Walking the length of the train to find some bottled water to have with my fruit salts I came upon a man I at first took to be an American. I had not met an English speaker since leaving Veracruz, so I greeted him — glad to have someone who might understand my feeling of discomfort. He winced at me. He wore a jacket; the lenses of his glasses were coated with dust; he had a small map; he sat alone in Second Class. He was of course German.

And he spoke neither English nor Spanish. Where, I asked him in faulty German, had he boarded the train? In Veracruz, he said. But I had not seen him in Veracruz, or Papaloapan, or anywhere else. Well, he said, he had not left his seat.
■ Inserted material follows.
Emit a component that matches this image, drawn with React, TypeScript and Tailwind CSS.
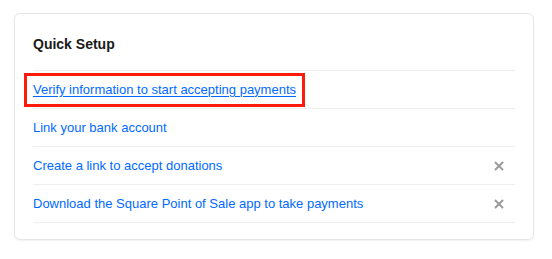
import { X } from "lucide-react";

type Task = {
  label: string;
  dismissible: boolean;
  focused?: boolean;
};

const tasks: Task[] = [
  { label: "Verify information to start accepting payments", dismissible: false, focused: true },
  { label: "Link your bank account", dismissible: false },
  { label: "Create a link to accept donations", dismissible: true },
  { label: "Download the Square Point of Sale app to take payments", dismissible: true },
];

export default function App() {
  return (
    <div className="min-h-[259px] w-[552px] bg-white pl-[14px] pt-[13px] font-['Liberation_Sans',Arial,sans-serif]">
      <section className="flex h-[227px] w-[520px] flex-col rounded-[6px] border border-[#e6e6e6] bg-white px-[18px] shadow-[0_1px_2px_rgba(0,0,0,0.06)]">
        <h2 className="mt-[21px] h-[35px] text-[14px] font-bold leading-[18px] text-[#1a1a1a]">
          Quick Setup
        </h2>
        <ul className="border-t border-[#eeeeee]">
          {tasks.map((task) => (
            <li
              key={task.label}
              className="flex h-[38px] items-center justify-between border-b border-[#eeeeee]"
            >
              {task.focused ? (
                <a
                  href="#"
                  className="-ml-[6px] px-[6px] py-[5px] text-[13px] leading-[18px] text-[#006aff] underline decoration-1 underline-offset-2 outline outline-[3px] outline-[#ff1a0a]"
                >
                  {task.label}
                </a>
              ) : (
                <a href="#" className="text-[13px] leading-[18px] text-[#006aff]">
                  {task.label}
                </a>
              )}
              {task.dismissible && (
                <button className="mr-[9px] text-[#9a9a9a]" aria-label="Dismiss">
                  <X size={14} strokeWidth={3.2} />
                </button>
              )}
            </li>
          ))}
        </ul>
      </section>
    </div>
  );
}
What had he eaten?

'A sandwich. Cheese.'

In two days?

'Yes,' he said. 'I do not like the toilets. I don't eat, so I don't use the toilets. I had a Pepsi-Cola. But I will eat in Guatemala.'

'We may not be in Guatemala until tomorrow.'

'Then I will eat tomorrow. It is good to be hungry for a few days. People eat too much — especially these people. You see them? Using the toilet?'

'Where are you going in Guatemala?'

'Maybe to the ruins. I don't know -1 have to go back to work next week.'

'Back to-?'

'Germany.'

'Ah.' He was riding in Second Class. Second Class had torn black plastic seats. First Class had torn red plastic seats. Some of First's had arm-rests. But Second was slightly more crowded. How did he like it?

He gave me a smile — it was the first time he had smiled, and it was one of triumph and real pleasure. He said, 'Three dollars.'

Neither an explorer nor a hitch-hiker; no rucksack, no compass. Just a tidy little suitcase and small gold-rimmed glasses covered with dust, an empty Pepsi bottle and a sandwich wrapper, sitting with Teutonic uprightness through the tumbling hinterland of Chiapas. His map was small, he had no other book, he did not drink beer. In a word, a skinflint.
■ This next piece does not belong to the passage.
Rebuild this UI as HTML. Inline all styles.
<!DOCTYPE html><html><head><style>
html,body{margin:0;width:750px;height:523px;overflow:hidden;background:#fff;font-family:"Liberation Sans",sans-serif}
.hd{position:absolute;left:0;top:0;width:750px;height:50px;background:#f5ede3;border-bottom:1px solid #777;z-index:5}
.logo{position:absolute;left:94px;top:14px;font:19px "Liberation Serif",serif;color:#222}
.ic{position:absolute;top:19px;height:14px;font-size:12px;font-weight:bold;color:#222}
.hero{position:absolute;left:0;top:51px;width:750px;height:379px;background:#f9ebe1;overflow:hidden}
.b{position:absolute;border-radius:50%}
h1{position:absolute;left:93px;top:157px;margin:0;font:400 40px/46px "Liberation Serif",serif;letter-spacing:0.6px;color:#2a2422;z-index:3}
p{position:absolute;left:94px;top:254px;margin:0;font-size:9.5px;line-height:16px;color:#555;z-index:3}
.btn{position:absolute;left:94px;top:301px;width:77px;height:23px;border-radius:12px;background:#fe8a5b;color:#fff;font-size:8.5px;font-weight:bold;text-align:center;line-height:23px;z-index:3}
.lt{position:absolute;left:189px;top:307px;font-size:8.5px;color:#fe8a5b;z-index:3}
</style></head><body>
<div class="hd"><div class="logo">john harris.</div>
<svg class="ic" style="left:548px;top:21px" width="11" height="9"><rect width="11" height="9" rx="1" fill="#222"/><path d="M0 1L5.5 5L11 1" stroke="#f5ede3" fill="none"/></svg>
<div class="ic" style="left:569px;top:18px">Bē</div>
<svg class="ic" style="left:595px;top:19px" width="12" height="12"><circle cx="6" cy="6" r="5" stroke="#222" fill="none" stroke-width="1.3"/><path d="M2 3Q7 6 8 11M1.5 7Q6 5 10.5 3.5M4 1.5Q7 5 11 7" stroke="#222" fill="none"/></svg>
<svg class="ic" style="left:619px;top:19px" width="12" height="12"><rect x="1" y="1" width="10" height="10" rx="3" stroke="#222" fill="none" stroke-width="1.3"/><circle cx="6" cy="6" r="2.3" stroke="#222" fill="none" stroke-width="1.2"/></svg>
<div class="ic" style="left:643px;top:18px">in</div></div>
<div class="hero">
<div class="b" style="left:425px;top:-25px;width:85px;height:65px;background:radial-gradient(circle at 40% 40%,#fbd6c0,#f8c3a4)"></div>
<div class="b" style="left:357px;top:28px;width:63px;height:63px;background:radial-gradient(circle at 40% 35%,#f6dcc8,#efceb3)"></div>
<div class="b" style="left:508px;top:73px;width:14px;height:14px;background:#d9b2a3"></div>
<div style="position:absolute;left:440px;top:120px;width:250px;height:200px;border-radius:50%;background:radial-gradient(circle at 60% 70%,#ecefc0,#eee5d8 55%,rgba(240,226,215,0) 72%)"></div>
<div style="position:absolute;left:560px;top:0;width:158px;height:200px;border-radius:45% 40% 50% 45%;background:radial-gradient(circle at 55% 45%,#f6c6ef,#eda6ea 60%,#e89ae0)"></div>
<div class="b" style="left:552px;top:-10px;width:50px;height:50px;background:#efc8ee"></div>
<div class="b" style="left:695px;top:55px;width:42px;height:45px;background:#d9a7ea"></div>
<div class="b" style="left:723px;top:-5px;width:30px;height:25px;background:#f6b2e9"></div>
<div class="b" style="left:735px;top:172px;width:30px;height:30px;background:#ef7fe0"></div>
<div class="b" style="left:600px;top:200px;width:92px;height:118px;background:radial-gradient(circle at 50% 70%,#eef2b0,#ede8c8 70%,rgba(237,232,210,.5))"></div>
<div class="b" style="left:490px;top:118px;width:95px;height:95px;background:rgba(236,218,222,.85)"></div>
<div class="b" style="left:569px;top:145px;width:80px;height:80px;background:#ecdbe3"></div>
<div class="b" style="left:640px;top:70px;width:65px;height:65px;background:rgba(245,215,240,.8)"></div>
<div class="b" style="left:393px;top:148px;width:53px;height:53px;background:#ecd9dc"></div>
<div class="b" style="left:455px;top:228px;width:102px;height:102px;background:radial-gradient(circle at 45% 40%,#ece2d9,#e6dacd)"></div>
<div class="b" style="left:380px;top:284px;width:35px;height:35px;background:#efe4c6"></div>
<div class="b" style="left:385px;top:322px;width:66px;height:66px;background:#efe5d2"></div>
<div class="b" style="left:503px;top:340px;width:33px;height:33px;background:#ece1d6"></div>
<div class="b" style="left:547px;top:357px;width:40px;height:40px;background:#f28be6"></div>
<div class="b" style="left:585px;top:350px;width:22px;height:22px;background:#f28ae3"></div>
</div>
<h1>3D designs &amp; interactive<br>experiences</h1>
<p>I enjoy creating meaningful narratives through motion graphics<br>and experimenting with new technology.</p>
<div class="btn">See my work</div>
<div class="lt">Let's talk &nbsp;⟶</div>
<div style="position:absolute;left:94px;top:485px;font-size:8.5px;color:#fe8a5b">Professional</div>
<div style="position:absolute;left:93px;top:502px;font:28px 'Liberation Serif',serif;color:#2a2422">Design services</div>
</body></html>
Another train, with seat numbers and compartments, might have thrown us together, and I would have suffered his leaden company for two days. If there was a virtue in the disorder of this carelessly-run Mexican train it was that it allowed a passenger the freedom of its shabby cars. There were no rules; or, if there were, no one followed them. So it was easy for me to reject the companionship of this fellow — not that he offered any: tightfisted people are as mean with friendship as they are with cash; suspicious, unbelieving and incurious. In a way, I admired his aloofness, though his aloofness was inspired by nothing more admirable than his egoism and his craving for the cheap. And yet, by refusing to take any risk he was taking the greatest risk of all: being solitary in a place so hot and anarchic one really needed friends.

'Have a good trip,' I said.

He nodded, he did not smile. And that was all. A chance meeting — nothing more. We merely brushed past each other at that far side of the world.
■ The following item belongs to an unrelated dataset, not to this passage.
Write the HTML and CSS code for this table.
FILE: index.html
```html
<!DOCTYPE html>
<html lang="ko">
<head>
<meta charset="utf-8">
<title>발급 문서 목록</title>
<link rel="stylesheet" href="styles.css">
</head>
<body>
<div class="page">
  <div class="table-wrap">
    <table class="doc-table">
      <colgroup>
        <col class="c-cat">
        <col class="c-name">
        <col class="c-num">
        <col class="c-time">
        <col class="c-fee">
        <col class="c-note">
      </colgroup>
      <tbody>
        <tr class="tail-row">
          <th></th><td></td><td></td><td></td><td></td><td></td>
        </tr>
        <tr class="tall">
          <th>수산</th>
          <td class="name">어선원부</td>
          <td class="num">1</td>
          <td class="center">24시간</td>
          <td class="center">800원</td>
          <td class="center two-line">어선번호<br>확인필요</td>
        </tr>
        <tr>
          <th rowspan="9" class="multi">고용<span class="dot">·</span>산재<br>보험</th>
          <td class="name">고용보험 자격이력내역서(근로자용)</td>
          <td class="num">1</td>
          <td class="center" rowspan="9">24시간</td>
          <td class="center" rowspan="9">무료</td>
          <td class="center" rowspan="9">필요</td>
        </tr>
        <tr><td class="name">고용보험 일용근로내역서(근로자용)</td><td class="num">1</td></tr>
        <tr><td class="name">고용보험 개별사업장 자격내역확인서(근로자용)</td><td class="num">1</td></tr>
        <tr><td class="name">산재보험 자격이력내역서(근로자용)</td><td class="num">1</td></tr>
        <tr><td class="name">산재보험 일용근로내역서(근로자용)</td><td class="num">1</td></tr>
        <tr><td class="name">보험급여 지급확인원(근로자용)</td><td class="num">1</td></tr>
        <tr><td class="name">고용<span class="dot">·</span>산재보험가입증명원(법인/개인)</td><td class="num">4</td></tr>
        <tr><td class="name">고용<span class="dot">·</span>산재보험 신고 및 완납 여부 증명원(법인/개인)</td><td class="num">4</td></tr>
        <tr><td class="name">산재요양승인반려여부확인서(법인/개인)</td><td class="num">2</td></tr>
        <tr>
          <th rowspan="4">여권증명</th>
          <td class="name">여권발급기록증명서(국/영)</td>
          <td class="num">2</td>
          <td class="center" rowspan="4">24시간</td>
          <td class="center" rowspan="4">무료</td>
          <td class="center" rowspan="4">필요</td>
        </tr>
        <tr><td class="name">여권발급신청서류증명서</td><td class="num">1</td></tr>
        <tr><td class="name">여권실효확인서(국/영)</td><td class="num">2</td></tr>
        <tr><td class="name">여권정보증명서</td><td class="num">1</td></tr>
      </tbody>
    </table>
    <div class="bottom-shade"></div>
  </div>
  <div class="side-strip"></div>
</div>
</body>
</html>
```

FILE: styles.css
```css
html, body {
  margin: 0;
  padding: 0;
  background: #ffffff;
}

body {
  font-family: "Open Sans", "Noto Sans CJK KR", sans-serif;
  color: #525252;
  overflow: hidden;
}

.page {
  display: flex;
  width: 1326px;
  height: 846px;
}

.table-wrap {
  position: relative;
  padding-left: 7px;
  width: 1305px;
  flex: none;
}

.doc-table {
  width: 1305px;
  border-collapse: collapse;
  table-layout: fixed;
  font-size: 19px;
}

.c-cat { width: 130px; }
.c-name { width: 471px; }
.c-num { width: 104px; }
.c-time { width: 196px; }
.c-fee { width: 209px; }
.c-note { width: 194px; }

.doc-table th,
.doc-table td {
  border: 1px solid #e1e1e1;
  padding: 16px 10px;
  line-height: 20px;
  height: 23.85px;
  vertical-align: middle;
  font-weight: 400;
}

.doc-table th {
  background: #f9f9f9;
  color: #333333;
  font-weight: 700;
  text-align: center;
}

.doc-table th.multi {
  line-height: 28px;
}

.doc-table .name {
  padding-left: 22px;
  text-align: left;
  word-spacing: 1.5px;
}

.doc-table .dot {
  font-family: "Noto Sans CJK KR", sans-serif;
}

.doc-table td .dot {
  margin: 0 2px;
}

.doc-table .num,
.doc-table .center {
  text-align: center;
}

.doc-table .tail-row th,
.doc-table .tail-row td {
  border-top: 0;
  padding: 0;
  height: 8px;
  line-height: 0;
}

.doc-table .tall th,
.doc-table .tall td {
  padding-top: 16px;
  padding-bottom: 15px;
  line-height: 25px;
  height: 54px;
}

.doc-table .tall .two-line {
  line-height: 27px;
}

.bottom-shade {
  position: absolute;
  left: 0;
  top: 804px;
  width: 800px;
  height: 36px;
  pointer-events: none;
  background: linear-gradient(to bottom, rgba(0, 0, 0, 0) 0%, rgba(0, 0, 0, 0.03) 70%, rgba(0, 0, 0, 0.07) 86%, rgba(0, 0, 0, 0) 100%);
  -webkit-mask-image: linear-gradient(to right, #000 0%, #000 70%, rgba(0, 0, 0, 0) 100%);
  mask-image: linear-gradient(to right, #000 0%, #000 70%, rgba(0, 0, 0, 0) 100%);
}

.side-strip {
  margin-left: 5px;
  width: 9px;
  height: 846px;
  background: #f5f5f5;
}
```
Another Chinese store, more tobacco fields, and the afternoon grew cloudy but no less hot. I lay on the seat and went to sleep again and did not wake until I heard one of the Guatemalan Children yelling — as he had done since Veracruz — 'Let 's go! ' But this time he was yelling at me. I woke in darkness; the train had stopped, and now the Guatemalan mother was bending over me.

'If you are going to the frontier — you said you were — we could share a taxi and save some money. I have only three suitcases and these four children. We can fit in the back seat and you can sit in front with the driver. What do you say?'

It had been an awful trip and listening to her I saw my chance of leaving Mexico and this train and this town — just stepping across the border. Later, I decided that I would have been better off in a hotel in Tapachula, but at the time I was very eager to leave it. So I said yes and half an hour later, in darkness, I was walking across the bridge over the Suchiate River. Behind me were the rolling hills and banana groves of Mexico; ahead, a black brow of rock and on its cliffs and outcrops dim blue jungle and white lianas and vines, picked out in moonlight; and when the river ceased to thunder I could hear the screech of bats.